_What the task requires_
What lies from the line containing "Rebuild this screenshot" through the line containing "const [albums, setAlbums]"? Print exactly those lines, with both ends, and no others.

_Excerpted data_
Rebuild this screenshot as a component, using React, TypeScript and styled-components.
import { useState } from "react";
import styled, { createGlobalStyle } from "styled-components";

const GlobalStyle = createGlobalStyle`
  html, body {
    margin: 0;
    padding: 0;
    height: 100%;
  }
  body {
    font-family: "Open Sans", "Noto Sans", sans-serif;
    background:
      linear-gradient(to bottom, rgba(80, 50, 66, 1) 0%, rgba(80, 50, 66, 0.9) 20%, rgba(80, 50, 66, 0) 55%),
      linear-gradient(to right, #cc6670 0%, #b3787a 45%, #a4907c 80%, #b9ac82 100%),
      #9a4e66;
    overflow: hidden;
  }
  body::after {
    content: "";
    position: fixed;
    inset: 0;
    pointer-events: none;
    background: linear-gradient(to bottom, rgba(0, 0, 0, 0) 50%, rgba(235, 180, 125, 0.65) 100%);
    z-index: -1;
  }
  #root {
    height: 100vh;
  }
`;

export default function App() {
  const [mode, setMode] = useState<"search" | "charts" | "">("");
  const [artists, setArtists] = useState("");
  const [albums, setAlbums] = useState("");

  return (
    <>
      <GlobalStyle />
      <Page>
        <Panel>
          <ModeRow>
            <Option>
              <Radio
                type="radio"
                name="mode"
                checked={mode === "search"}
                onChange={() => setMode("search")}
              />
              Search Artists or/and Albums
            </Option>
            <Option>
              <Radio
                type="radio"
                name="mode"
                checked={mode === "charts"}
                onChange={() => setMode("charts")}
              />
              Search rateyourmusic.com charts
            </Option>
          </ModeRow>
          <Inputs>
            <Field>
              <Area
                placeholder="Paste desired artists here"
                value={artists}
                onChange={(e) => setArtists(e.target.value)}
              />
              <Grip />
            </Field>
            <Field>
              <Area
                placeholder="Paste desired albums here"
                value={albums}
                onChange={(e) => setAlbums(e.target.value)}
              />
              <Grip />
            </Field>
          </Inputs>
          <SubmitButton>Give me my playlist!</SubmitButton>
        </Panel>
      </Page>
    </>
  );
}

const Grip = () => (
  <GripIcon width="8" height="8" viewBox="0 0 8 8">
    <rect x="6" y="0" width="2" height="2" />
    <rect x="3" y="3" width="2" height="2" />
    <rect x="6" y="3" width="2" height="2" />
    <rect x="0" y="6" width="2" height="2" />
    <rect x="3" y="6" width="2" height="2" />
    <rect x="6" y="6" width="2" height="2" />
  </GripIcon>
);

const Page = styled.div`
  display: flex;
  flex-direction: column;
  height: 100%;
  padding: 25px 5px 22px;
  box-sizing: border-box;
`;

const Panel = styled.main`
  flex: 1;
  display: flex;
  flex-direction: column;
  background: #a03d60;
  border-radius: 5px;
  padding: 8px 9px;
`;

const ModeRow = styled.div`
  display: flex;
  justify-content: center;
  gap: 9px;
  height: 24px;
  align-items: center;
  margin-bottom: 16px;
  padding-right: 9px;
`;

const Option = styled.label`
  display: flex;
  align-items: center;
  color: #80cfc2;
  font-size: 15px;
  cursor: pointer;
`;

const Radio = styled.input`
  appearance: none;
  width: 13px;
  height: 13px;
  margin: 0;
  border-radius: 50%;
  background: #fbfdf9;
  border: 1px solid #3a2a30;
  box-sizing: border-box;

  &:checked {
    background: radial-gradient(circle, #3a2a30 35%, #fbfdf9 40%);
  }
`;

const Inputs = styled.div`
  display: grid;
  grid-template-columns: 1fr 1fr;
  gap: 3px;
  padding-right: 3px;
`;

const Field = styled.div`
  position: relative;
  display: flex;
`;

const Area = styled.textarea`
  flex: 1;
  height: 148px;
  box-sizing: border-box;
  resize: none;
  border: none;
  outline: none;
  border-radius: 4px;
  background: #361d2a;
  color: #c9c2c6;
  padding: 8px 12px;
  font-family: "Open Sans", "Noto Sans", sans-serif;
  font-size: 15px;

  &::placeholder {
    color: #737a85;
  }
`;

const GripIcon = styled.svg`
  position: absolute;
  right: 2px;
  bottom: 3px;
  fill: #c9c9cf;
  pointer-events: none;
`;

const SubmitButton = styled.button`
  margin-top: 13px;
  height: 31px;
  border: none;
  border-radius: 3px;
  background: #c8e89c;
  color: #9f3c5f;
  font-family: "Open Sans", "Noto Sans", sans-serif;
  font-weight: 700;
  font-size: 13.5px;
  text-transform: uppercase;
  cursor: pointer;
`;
* * *
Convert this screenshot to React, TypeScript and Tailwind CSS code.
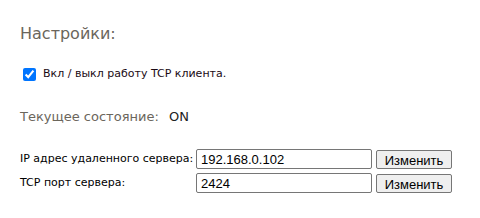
---
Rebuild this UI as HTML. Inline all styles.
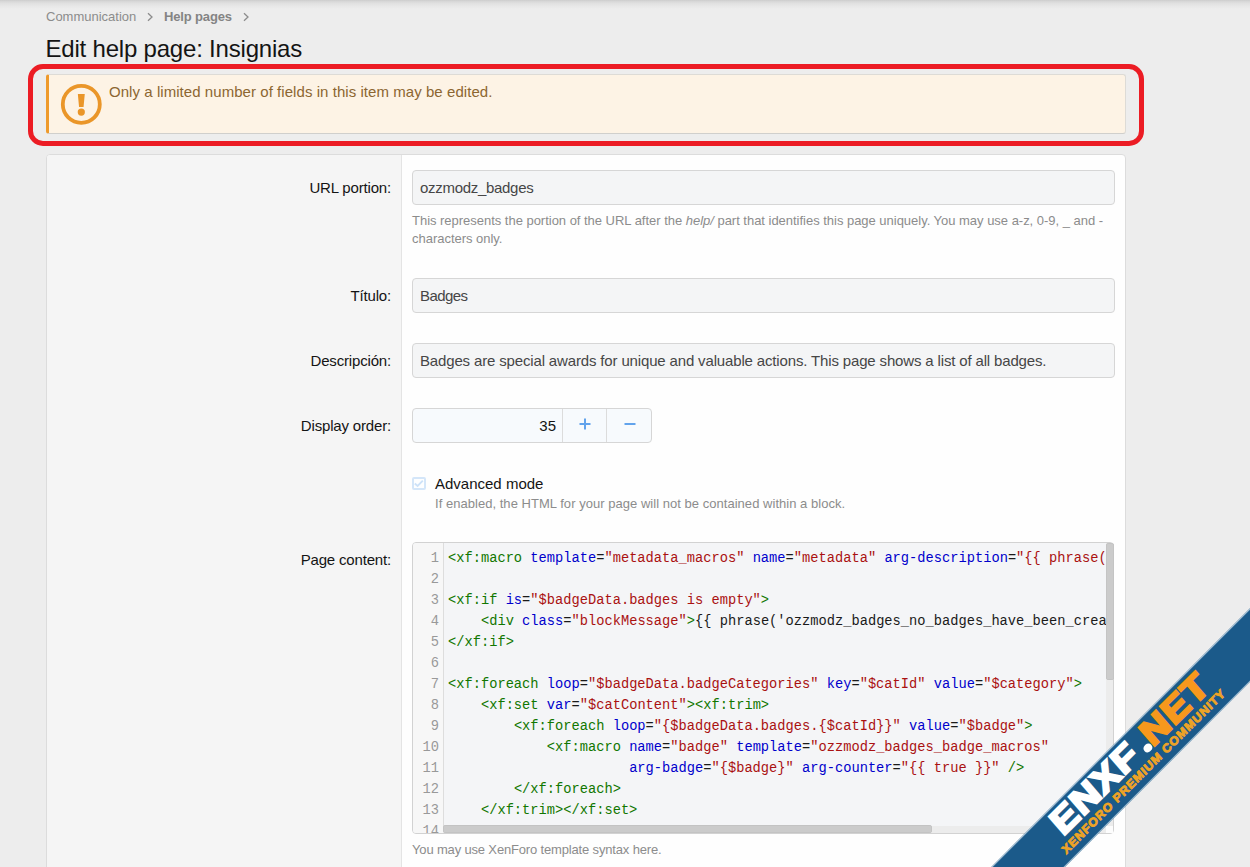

_Solution below_
Rebuild this screenshot as a component, using React, TypeScript and styled-components.
import { useState } from "react";
import styled, { createGlobalStyle } from "styled-components";

const GlobalStyle = createGlobalStyle`
  html, body {
    margin: 0;
    padding: 0;
    height: 100%;
  }
  body {
    font-family: "Open Sans", "Noto Sans", sans-serif;
    background:
      linear-gradient(to bottom, rgba(80, 50, 66, 1) 0%, rgba(80, 50, 66, 0.9) 20%, rgba(80, 50, 66, 0) 55%),
      linear-gradient(to right, #cc6670 0%, #b3787a 45%, #a4907c 80%, #b9ac82 100%),
      #9a4e66;
    overflow: hidden;
  }
  body::after {
    content: "";
    position: fixed;
    inset: 0;
    pointer-events: none;
    background: linear-gradient(to bottom, rgba(0, 0, 0, 0) 50%, rgba(235, 180, 125, 0.65) 100%);
    z-index: -1;
  }
  #root {
    height: 100vh;
  }
`;

export default function App() {
  const [mode, setMode] = useState<"search" | "charts" | "">("");
  const [artists, setArtists] = useState("");
  const [albums, setAlbums] = useState("");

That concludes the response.